The request
From the entries that follow, list every line in which the string "code" appears.

Input data
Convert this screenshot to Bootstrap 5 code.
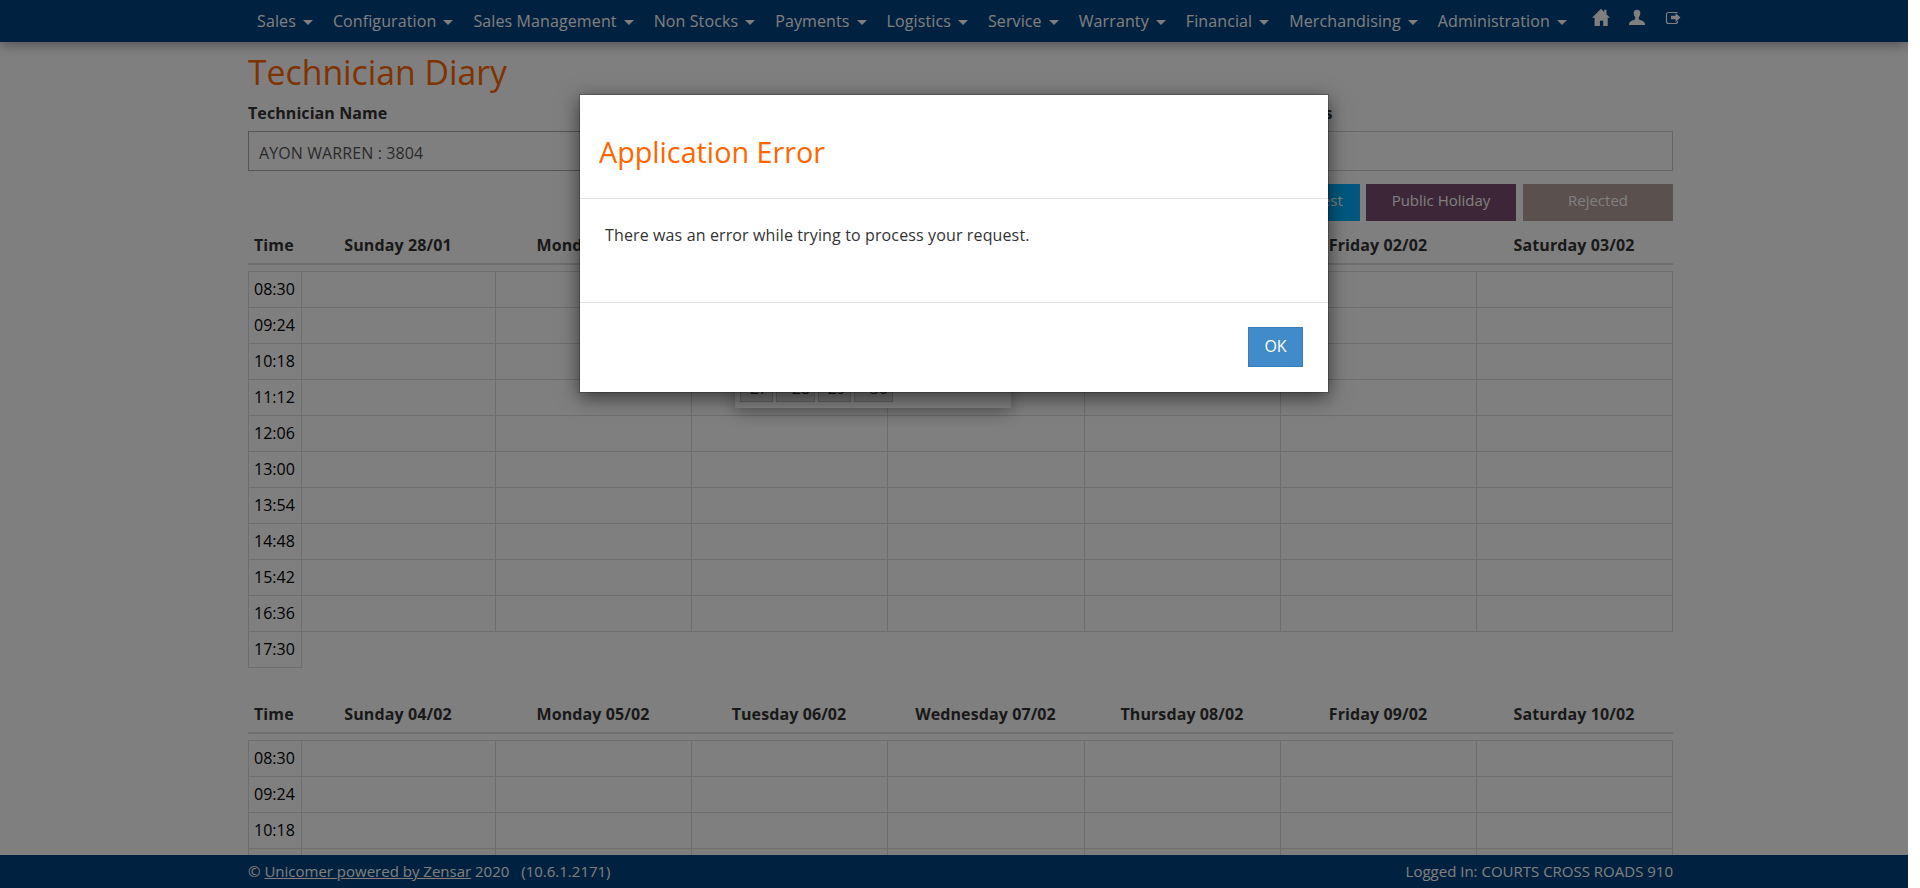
<!DOCTYPE html>
<html lang="en">
<head>
<meta charset="utf-8">
<meta name="viewport" content="width=device-width, initial-scale=1">
<title>Technician Diary</title>
<link href="https://cdn.jsdelivr.net/npm/bootstrap@5.3.0/dist/css/bootstrap.min.css" rel="stylesheet">
<style>
  body { font-family: "Open Sans", "Noto Sans", sans-serif; font-size: 16px; color: #333; background: #fff; overflow: hidden; }
  .app-shell { width: 1908px; height: 888px; }
  .top-nav { height: 42px; background: #00427f; padding: 0 0 0 247px; box-shadow: 0 2px 14px rgba(0,0,0,.4); z-index: 5; }
  .top-nav .nav-link { color: #fff; padding: 0 10px; line-height: 42px; letter-spacing: .112px; }
  .top-nav .dropdown-toggle::after { margin-left: 7px; border-top: 5px solid; border-left: 5px solid transparent; border-right: 5px solid transparent; vertical-align: 2px; }
  .nav-icons { padding: 8px 0 0 15px; color: #fff; }
  .page-body { padding: 0 235px 0 248px; min-height: 0; }
  .page-title { font-size: 33.75px; line-height: 60px; color: #f60; font-weight: 400; }
  .field-label { line-height: 22px; margin-bottom: 7px; font-weight: 700; letter-spacing: .08px; }
  .field-box { height: 40px; border: 1px solid #aaa; border-radius: 0; padding: 5px 10px 0; line-height: 32px; color: #555; letter-spacing: .1px; }
  .field-box.plain { border-color: #ccc; }
  .field-main { width: 700px; }
  .field-side { width: 479px; }
  .legend-row { gap: 6px; margin-top: 13px; }
  .legend-tag { width: 150px; height: 37px; padding-top: 5px; line-height: 22px; font-size: 15px; color: #fff; }
  .tag-request { background: #00b0ff; }
  .tag-holiday { background: #784c6e; margin-right: 1px; }
  .tag-rejected { background: #b4a09a; }
  .diary { table-layout: fixed; border-collapse: separate; border-spacing: 0; width: 1425px; color: #000; }
  .diary th { height: 44px; padding: 12px 2px 6px 0; line-height: 24px; text-align: center; color: #333; border-bottom: 2px solid #ddd; font-weight: 700; letter-spacing: .1px; }
  .diary th:first-child { text-align: left; padding-left: 6px; }
  .diary tbody::before { content: ""; display: table-row; height: 6px; }
  .diary td { height: 36px; padding: 0 0 1px; line-height: 34px; border: solid #ddd; border-width: 0 1px 1px 0; }
  .diary td:first-child { border-left-width: 1px; padding-left: 5px; }
  .diary tr:first-child td { border-top-width: 1px; height: 37px; }
  .diary + .diary { margin-top: 22px; }
  .page-footer { height: 33px; background: #00427f; color: #fff; font-size: 15px; line-height: 33px; padding: 0 235px 0 248px; z-index: 5; }
  .calendar-pop { left: 735px; top: 180px; width: 276px; height: 228px; padding: 0 5px 6px; background: #fff; box-shadow: 0 5px 15px rgba(0,0,0,.3); }
  .cal-day { height: 25px; background: #e6e6e6; border: 1px solid #c5c5c5; text-align: right; padding-right: 4px; line-height: 20px; margin-right: 3px; width: 33px; }
  .cal-day.wide { width: 39px; }
  .error-layer { width: 1908px; height: 888px; }
  .error-layer.modal-backdrop { opacity: .5; }
  .error-layer .modal-dialog { max-width: 750px; width: 750px; margin: 94px auto 0; }
  .error-layer .modal-content { border: 1px solid rgba(0,0,0,.2); border-radius: 0; box-shadow: 0 5px 18px rgba(0,0,0,.55); color: #333; background-clip: padding-box; }
  .error-layer .modal-header { height: 104px; padding: 37px 19px 0; border-bottom: 1px solid #e5e5e5; border-radius: 0; }
  .error-layer .modal-title { font-size: 28.75px; line-height: 40px; color: #f60; font-weight: 400; }
  .error-layer .modal-body { flex: none; height: 103px; padding: 24px 25px 0; line-height: 24px; letter-spacing: .13px; }
  .error-layer .modal-footer { height: 90px; padding: 0 25px 1px; border-top: 1px solid #e5e5e5; border-radius: 0; }
  .btn-ok { width: 55px; height: 40px; margin: 0; padding: 0 0 2px; border-radius: 0; color: #fff; background: #428bca; border: 1px solid #357ebd; }
</style>
<script src="https://cdn.jsdelivr.net/npm/bootstrap@5.3.0/dist/js/bootstrap.bundle.min.js"></script>
</head>
<body>
<div class="app-shell position-relative d-flex flex-column overflow-hidden">
  <nav class="top-nav position-relative d-flex align-items-start flex-shrink-0">
    <ul class="nav flex-nowrap text-nowrap">
      <li class="nav-item"><a class="nav-link dropdown-toggle" href="#">Sales</a></li>
      <li class="nav-item"><a class="nav-link dropdown-toggle" href="#">Configuration</a></li>
      <li class="nav-item"><a class="nav-link dropdown-toggle" href="#">Sales Management</a></li>
      <li class="nav-item"><a class="nav-link dropdown-toggle" href="#">Non Stocks</a></li>
      <li class="nav-item"><a class="nav-link dropdown-toggle" href="#">Payments</a></li>
      <li class="nav-item"><a class="nav-link dropdown-toggle" href="#">Logistics</a></li>
      <li class="nav-item"><a class="nav-link dropdown-toggle" href="#">Service</a></li>
      <li class="nav-item"><a class="nav-link dropdown-toggle" href="#">Warranty</a></li>
      <li class="nav-item"><a class="nav-link dropdown-toggle" href="#">Financial</a></li>
      <li class="nav-item"><a class="nav-link dropdown-toggle" href="#">Merchandising</a></li>
      <li class="nav-item"><a class="nav-link dropdown-toggle" href="#">Administration</a></li>
    </ul>
    <div class="nav-icons d-flex">
      <svg width="18" height="18" viewBox="0 0 18 18" fill="currentColor"><path d="M9 .8 12.200 4V1.800h2.300v4.500L18 9.800h-2.300V18h-4.500v-5.200H7.900V18H2.600V9.800H0z"/></svg>
      <svg class="ms-3" width="22" height="18" viewBox="-2 0 22 18" fill="currentColor"><path d="M9 1.800c2.400 0 3.500 1.500 3.300 3.600-.1 1.900-.8 2.900-1.500 3.800v1.700c0 1.100 6.200 1.500 6.200 5.100v1H1v-1c0-3.600 6.200-4 6.200-5.100V9.200C6.500 8.300 5.800 7.300 5.700 5.400 5.500 3.300 6.600 1.800 9 1.800z"/></svg>
      <svg class="ms-3" width="20" height="18" viewBox="-2 0 20 18"><path d="M11.500 4.500h-9a2 2 0 0 0-2 2v7a2 2 0 0 0 2 2h7a2 2 0 0 0 2-2v-.5" fill="none" stroke="currentColor" stroke-width="1.200"/><path d="M5 7.700h4.500V5l5 4.500-5 4.500v-2.700H5z" fill="currentColor"/></svg>
    </div>
  </nav>

  <main class="page-body flex-grow-1 overflow-hidden">
    <h1 class="page-title m-0">Technician Diary</h1>
    <div class="d-flex justify-content-between">
      <div class="field-main">
        <label class="field-label d-block">Technician Name</label>
        <div class="field-box">AYON WARREN : 3804</div>
      </div>
      <div class="field-side">
        <label class="field-label d-block">Outstanding Jobs</label>
        <div class="field-box plain"></div>
      </div>
    </div>
    <div class="legend-row d-flex justify-content-end text-center">
      <div class="legend-tag tag-request">Internal Request</div>
      <div class="legend-tag tag-holiday">Public Holiday</div>
      <div class="legend-tag tag-rejected">Rejected</div>
    </div>
    <div id="weeks"></div>
  </main>

  <footer class="page-footer position-relative d-flex justify-content-between flex-shrink-0">
    <div>© <a class="text-white text-decoration-underline" href="#">Unicomer powered by Zensar</a> 2020 <span class="ms-2">(10.6.1.2171)</span></div>
    <div>Logged In: COURTS CROSS ROADS 910</div>
  </footer>

  <div class="calendar-pop position-absolute d-flex align-items-end">
    <div class="cal-day">27</div>
    <div class="cal-day wide">28</div>
    <div class="cal-day">29</div>
    <div class="cal-day wide">30</div>
  </div>

  <div class="error-layer modal-backdrop position-absolute"></div>
  <div class="error-layer modal d-block position-absolute overflow-hidden" tabindex="-1" role="dialog">
    <div class="modal-dialog">
      <div class="modal-content">
        <div class="modal-header align-items-start"><h2 class="modal-title">Application Error</h2></div>
        <div class="modal-body">There was an error while trying to process your request.</div>
        <div class="modal-footer"><button class="btn btn-ok" type="button">OK</button></div>
      </div>
    </div>
  </div>
</div>
<script>
  const times = ["08:30", "09:24", "10:18", "11:12", "12:06", "13:00", "13:54", "14:48", "15:42", "16:36", "17:30"];
  const weeks = [
    { rows: 11, days: ["Sunday 28/01", "Monday 29/01", "Tuesday 30/01", "Wednesday 31/01", "Thursday 01/02", "Friday 02/02", "Saturday 03/02"] },
    { rows: 4, days: ["Sunday 04/02", "Monday 05/02", "Tuesday 06/02", "Wednesday 07/02", "Thursday 08/02", "Friday 09/02", "Saturday 10/02"] }
  ];
  const widths = [54, 194, 196, 196, 197, 196, 196, 196];
  document.getElementById("weeks").innerHTML = weeks.map(({ rows, days }) =>
    `<table class="diary"><colgroup>${widths.map(w => `<col style="width:${w}px">`).join("")}</colgroup>
     <thead><tr><th>Time</th>${days.map(d => `<th>${d}</th>`).join("")}</tr></thead>
     <tbody>${times.slice(0, rows).map((t, i) => `<tr><td>${t}</td>${i < 10 ? "<td></td>".repeat(7) : ""}</tr>`).join("")}</tbody></table>`
  ).join("");
</script>
</body>
</html>
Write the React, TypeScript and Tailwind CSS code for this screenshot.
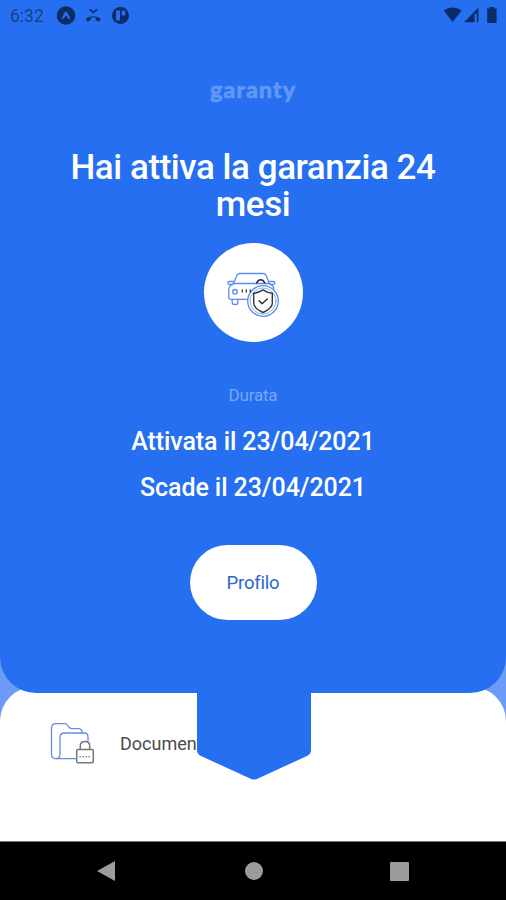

Exercise response
Convert this screenshot to Bootstrap 5 code.
Write the React, TypeScript and Tailwind CSS code for this screenshot.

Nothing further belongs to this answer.